══ Supplied records

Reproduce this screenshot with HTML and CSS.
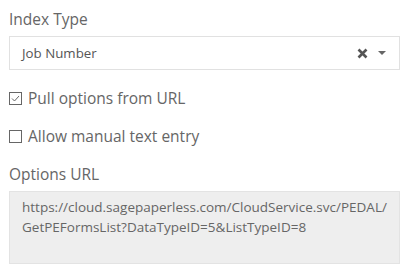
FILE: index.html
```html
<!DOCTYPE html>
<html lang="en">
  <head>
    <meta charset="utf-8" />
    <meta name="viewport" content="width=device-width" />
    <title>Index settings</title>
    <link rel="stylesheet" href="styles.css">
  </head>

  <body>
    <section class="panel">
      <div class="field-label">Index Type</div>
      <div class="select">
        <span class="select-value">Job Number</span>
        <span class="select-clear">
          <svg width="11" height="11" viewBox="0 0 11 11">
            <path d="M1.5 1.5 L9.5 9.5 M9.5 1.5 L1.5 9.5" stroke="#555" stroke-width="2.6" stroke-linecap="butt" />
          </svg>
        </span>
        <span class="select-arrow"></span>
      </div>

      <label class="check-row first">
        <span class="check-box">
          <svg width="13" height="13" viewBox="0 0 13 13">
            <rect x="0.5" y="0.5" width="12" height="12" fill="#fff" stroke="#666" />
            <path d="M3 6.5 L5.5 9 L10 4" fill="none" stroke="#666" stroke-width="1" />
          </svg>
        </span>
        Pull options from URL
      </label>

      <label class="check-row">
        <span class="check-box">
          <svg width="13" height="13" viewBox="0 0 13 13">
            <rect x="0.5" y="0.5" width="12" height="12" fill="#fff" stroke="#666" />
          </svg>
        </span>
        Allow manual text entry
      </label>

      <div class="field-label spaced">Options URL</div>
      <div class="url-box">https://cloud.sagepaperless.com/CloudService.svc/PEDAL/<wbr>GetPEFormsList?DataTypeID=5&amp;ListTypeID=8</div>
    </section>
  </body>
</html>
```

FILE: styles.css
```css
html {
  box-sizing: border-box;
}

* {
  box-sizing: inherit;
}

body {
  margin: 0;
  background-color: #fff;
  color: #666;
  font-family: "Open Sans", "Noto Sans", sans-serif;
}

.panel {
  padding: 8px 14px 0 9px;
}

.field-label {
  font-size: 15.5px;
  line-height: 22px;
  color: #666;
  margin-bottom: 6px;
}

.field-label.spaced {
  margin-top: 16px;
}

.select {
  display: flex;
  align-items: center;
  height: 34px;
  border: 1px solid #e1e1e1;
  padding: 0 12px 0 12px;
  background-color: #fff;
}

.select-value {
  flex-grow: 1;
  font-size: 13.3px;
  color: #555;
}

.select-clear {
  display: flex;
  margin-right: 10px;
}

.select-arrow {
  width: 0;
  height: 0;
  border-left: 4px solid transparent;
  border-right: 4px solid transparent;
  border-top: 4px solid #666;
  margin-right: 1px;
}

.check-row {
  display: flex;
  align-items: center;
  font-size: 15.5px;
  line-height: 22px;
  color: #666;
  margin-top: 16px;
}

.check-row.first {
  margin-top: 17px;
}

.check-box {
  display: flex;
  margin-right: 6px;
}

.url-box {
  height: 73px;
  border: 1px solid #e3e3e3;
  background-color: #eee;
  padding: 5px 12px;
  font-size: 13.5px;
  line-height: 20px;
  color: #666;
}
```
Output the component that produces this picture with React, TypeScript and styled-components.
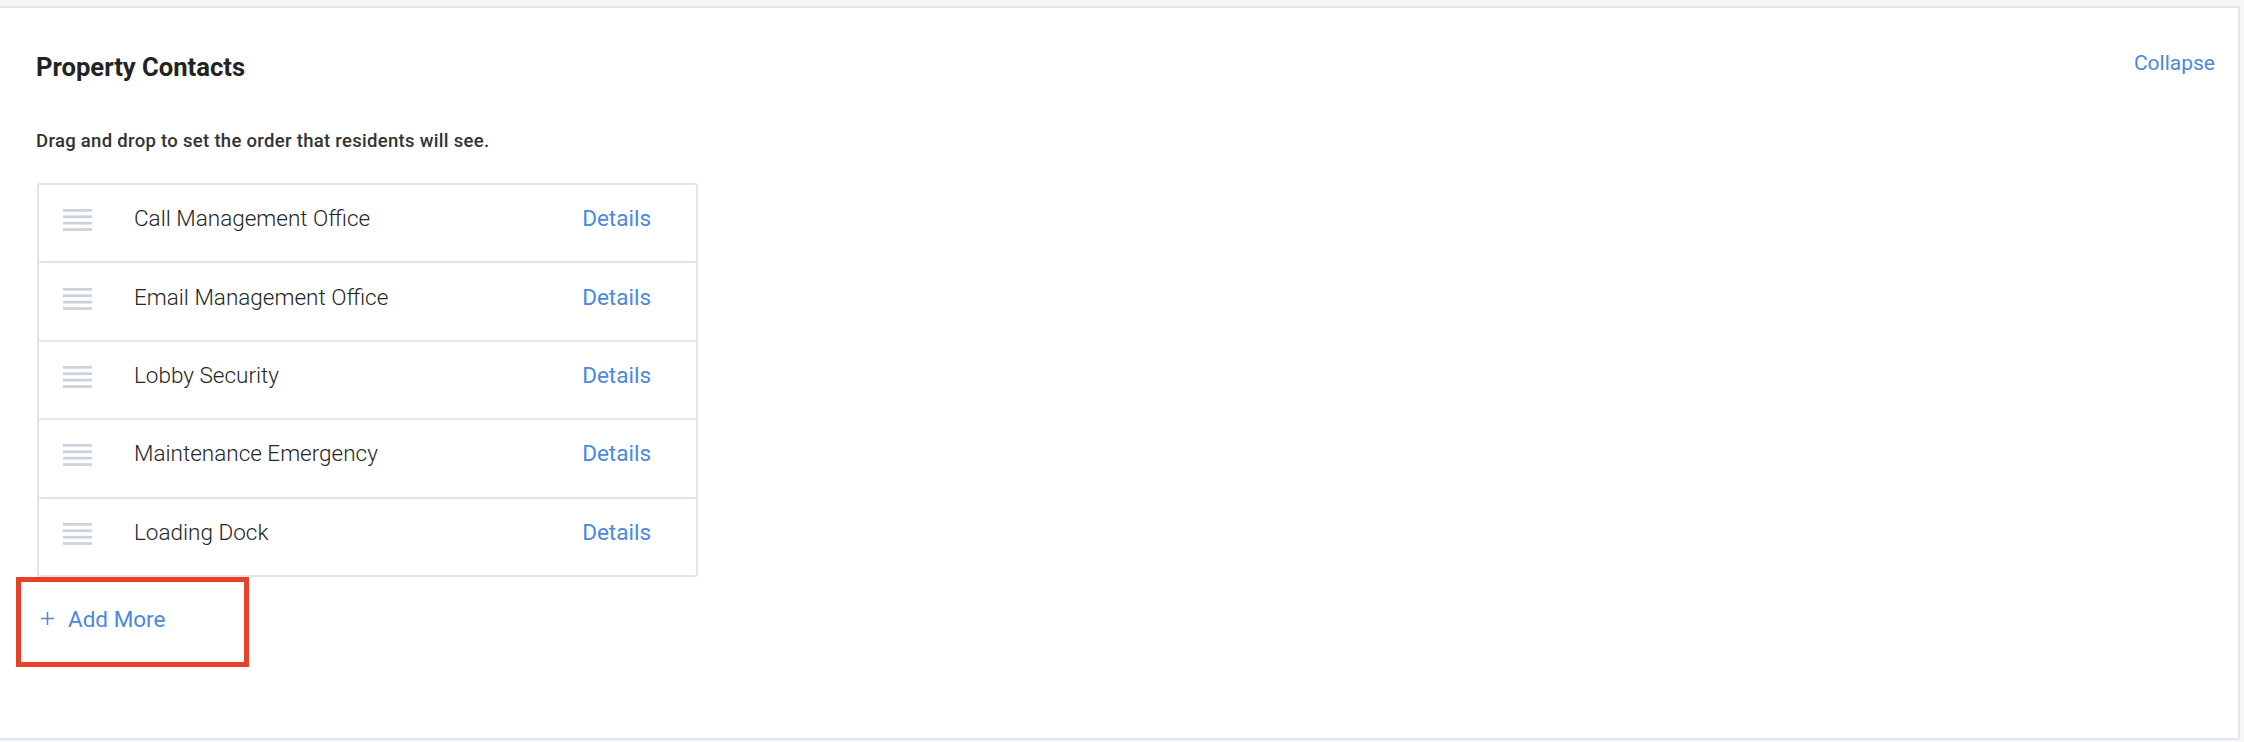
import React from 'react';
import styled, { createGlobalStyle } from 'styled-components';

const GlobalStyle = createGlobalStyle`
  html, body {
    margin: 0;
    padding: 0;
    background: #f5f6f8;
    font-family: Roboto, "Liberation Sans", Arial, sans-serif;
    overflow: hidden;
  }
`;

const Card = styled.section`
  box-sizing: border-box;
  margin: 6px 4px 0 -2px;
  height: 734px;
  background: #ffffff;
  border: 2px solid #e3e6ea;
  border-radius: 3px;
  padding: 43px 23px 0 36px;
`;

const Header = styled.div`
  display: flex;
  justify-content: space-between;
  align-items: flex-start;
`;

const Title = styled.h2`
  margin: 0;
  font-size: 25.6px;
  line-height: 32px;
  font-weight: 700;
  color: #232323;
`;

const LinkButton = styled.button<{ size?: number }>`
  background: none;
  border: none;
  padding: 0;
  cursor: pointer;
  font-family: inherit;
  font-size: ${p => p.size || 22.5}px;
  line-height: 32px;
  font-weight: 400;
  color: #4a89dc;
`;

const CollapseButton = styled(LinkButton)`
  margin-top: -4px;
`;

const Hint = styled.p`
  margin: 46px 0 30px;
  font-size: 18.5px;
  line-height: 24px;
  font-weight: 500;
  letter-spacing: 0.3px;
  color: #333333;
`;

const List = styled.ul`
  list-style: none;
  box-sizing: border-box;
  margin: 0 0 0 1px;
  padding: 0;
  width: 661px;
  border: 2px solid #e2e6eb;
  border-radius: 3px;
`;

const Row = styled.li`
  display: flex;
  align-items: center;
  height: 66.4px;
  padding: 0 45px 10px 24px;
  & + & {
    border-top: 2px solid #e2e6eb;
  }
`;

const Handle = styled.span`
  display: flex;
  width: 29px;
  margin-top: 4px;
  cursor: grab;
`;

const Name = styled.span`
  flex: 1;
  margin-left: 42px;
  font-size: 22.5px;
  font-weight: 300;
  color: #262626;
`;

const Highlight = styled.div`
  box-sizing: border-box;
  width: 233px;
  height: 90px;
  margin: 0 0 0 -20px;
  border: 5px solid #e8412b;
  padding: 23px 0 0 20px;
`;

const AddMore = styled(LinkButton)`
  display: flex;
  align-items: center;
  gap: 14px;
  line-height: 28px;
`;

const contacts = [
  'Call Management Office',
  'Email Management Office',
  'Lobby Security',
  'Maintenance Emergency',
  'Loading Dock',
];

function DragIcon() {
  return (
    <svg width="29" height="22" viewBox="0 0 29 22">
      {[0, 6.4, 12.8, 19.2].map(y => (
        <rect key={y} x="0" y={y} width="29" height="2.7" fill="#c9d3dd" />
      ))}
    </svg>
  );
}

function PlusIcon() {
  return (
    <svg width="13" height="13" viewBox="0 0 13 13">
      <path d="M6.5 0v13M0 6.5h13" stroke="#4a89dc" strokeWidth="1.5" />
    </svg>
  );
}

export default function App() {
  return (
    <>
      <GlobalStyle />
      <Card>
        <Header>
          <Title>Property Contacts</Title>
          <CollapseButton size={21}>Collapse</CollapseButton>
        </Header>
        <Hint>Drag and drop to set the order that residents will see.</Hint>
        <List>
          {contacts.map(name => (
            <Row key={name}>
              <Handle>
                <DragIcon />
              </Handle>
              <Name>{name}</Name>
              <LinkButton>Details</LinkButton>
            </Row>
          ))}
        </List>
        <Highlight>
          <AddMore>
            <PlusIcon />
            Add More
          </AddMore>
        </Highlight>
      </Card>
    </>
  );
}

════

§ To do
Give back the whole listing as it stands, minus its pictures.

§ Result of the task
Reproduce this screenshot with HTML and CSS.
FILE: index.html
```html
<!DOCTYPE html>
<html lang="en">
  <head>
    <meta charset="utf-8" />
    <meta name="viewport" content="width=device-width" />
    <title>Index settings</title>
    <link rel="stylesheet" href="styles.css">
  </head>

  <body>
    <section class="panel">
      <div class="field-label">Index Type</div>
      <div class="select">
        <span class="select-value">Job Number</span>
        <span class="select-clear">
          <svg width="11" height="11" viewBox="0 0 11 11">
            <path d="M1.5 1.5 L9.5 9.5 M9.5 1.5 L1.5 9.5" stroke="#555" stroke-width="2.6" stroke-linecap="butt" />
          </svg>
        </span>
        <span class="select-arrow"></span>
      </div>

      <label class="check-row first">
        <span class="check-box">
          <svg width="13" height="13" viewBox="0 0 13 13">
            <rect x="0.5" y="0.5" width="12" height="12" fill="#fff" stroke="#666" />
            <path d="M3 6.5 L5.5 9 L10 4" fill="none" stroke="#666" stroke-width="1" />
          </svg>
        </span>
        Pull options from URL
      </label>

      <label class="check-row">
        <span class="check-box">
          <svg width="13" height="13" viewBox="0 0 13 13">
            <rect x="0.5" y="0.5" width="12" height="12" fill="#fff" stroke="#666" />
          </svg>
        </span>
        Allow manual text entry
      </label>

      <div class="field-label spaced">Options URL</div>
      <div class="url-box">https://cloud.sagepaperless.com/CloudService.svc/PEDAL/<wbr>GetPEFormsList?DataTypeID=5&amp;ListTypeID=8</div>
    </section>
  </body>
</html>
```

FILE: styles.css
```css
html {
  box-sizing: border-box;
}

* {
  box-sizing: inherit;
}

body {
  margin: 0;
  background-color: #fff;
  color: #666;
  font-family: "Open Sans", "Noto Sans", sans-serif;
}

.panel {
  padding: 8px 14px 0 9px;
}

.field-label {
  font-size: 15.5px;
  line-height: 22px;
  color: #666;
  margin-bottom: 6px;
}

.field-label.spaced {
  margin-top: 16px;
}

.select {
  display: flex;
  align-items: center;
  height: 34px;
  border: 1px solid #e1e1e1;
  padding: 0 12px 0 12px;
  background-color: #fff;
}

.select-value {
  flex-grow: 1;
  font-size: 13.3px;
  color: #555;
}

.select-clear {
  display: flex;
  margin-right: 10px;
}

.select-arrow {
  width: 0;
  height: 0;
  border-left: 4px solid transparent;
  border-right: 4px solid transparent;
  border-top: 4px solid #666;
  margin-right: 1px;
}

.check-row {
  display: flex;
  align-items: center;
  font-size: 15.5px;
  line-height: 22px;
  color: #666;
  margin-top: 16px;
}

.check-row.first {
  margin-top: 17px;
}

.check-box {
  display: flex;
  margin-right: 6px;
}

.url-box {
  height: 73px;
  border: 1px solid #e3e3e3;
  background-color: #eee;
  padding: 5px 12px;
  font-size: 13.5px;
  line-height: 20px;
  color: #666;
}
```
Output the component that produces this picture with React, TypeScript and styled-components.
import React from 'react';
import styled, { createGlobalStyle } from 'styled-components';

const GlobalStyle = createGlobalStyle`
  html, body {
    margin: 0;
    padding: 0;
    background: #f5f6f8;
    font-family: Roboto, "Liberation Sans", Arial, sans-serif;
    overflow: hidden;
  }
`;

const Card = styled.section`
  box-sizing: border-box;
  margin: 6px 4px 0 -2px;
  height: 734px;
  background: #ffffff;
  border: 2px solid #e3e6ea;
  border-radius: 3px;
  padding: 43px 23px 0 36px;
`;

const Header = styled.div`
  display: flex;
  justify-content: space-between;
  align-items: flex-start;
`;

const Title = styled.h2`
  margin: 0;
  font-size: 25.6px;
  line-height: 32px;
  font-weight: 700;
  color: #232323;
`;

const LinkButton = styled.button<{ size?: number }>`
  background: none;
  border: none;
  padding: 0;
  cursor: pointer;
  font-family: inherit;
  font-size: ${p => p.size || 22.5}px;
  line-height: 32px;
  font-weight: 400;
  color: #4a89dc;
`;

const CollapseButton = styled(LinkButton)`
  margin-top: -4px;
`;

const Hint = styled.p`
  margin: 46px 0 30px;
  font-size: 18.5px;
  line-height: 24px;
  font-weight: 500;
  letter-spacing: 0.3px;
  color: #333333;
`;

const List = styled.ul`
  list-style: none;
  box-sizing: border-box;
  margin: 0 0 0 1px;
  padding: 0;
  width: 661px;
  border: 2px solid #e2e6eb;
  border-radius: 3px;
`;

const Row = styled.li`
  display: flex;
  align-items: center;
  height: 66.4px;
  padding: 0 45px 10px 24px;
  & + & {
    border-top: 2px solid #e2e6eb;
  }
`;

const Handle = styled.span`
  display: flex;
  width: 29px;
  margin-top: 4px;
  cursor: grab;
`;

const Name = styled.span`
  flex: 1;
  margin-left: 42px;
  font-size: 22.5px;
  font-weight: 300;
  color: #262626;
`;

const Highlight = styled.div`
  box-sizing: border-box;
  width: 233px;
  height: 90px;
  margin: 0 0 0 -20px;
  border: 5px solid #e8412b;
  padding: 23px 0 0 20px;
`;

const AddMore = styled(LinkButton)`
  display: flex;
  align-items: center;
  gap: 14px;
  line-height: 28px;
`;

const contacts = [
  'Call Management Office',
  'Email Management Office',
  'Lobby Security',
  'Maintenance Emergency',
  'Loading Dock',
];

function DragIcon() {
  return (
    <svg width="29" height="22" viewBox="0 0 29 22">
      {[0, 6.4, 12.8, 19.2].map(y => (
        <rect key={y} x="0" y={y} width="29" height="2.7" fill="#c9d3dd" />
      ))}
    </svg>
  );
}

function PlusIcon() {
  return (
    <svg width="13" height="13" viewBox="0 0 13 13">
      <path d="M6.5 0v13M0 6.5h13" stroke="#4a89dc" strokeWidth="1.5" />
    </svg>
  );
}

export default function App() {
  return (
    <>
      <GlobalStyle />
      <Card>
        <Header>
          <Title>Property Contacts</Title>
          <CollapseButton size={21}>Collapse</CollapseButton>
        </Header>
        <Hint>Drag and drop to set the order that residents will see.</Hint>
        <List>
          {contacts.map(name => (
            <Row key={name}>
              <Handle>
                <DragIcon />
              </Handle>
              <Name>{name}</Name>
              <LinkButton>Details</LinkButton>
            </Row>
          ))}
        </List>
        <Highlight>
          <AddMore>
            <PlusIcon />
            Add More
          </AddMore>
        </Highlight>
      </Card>
    </>
  );
}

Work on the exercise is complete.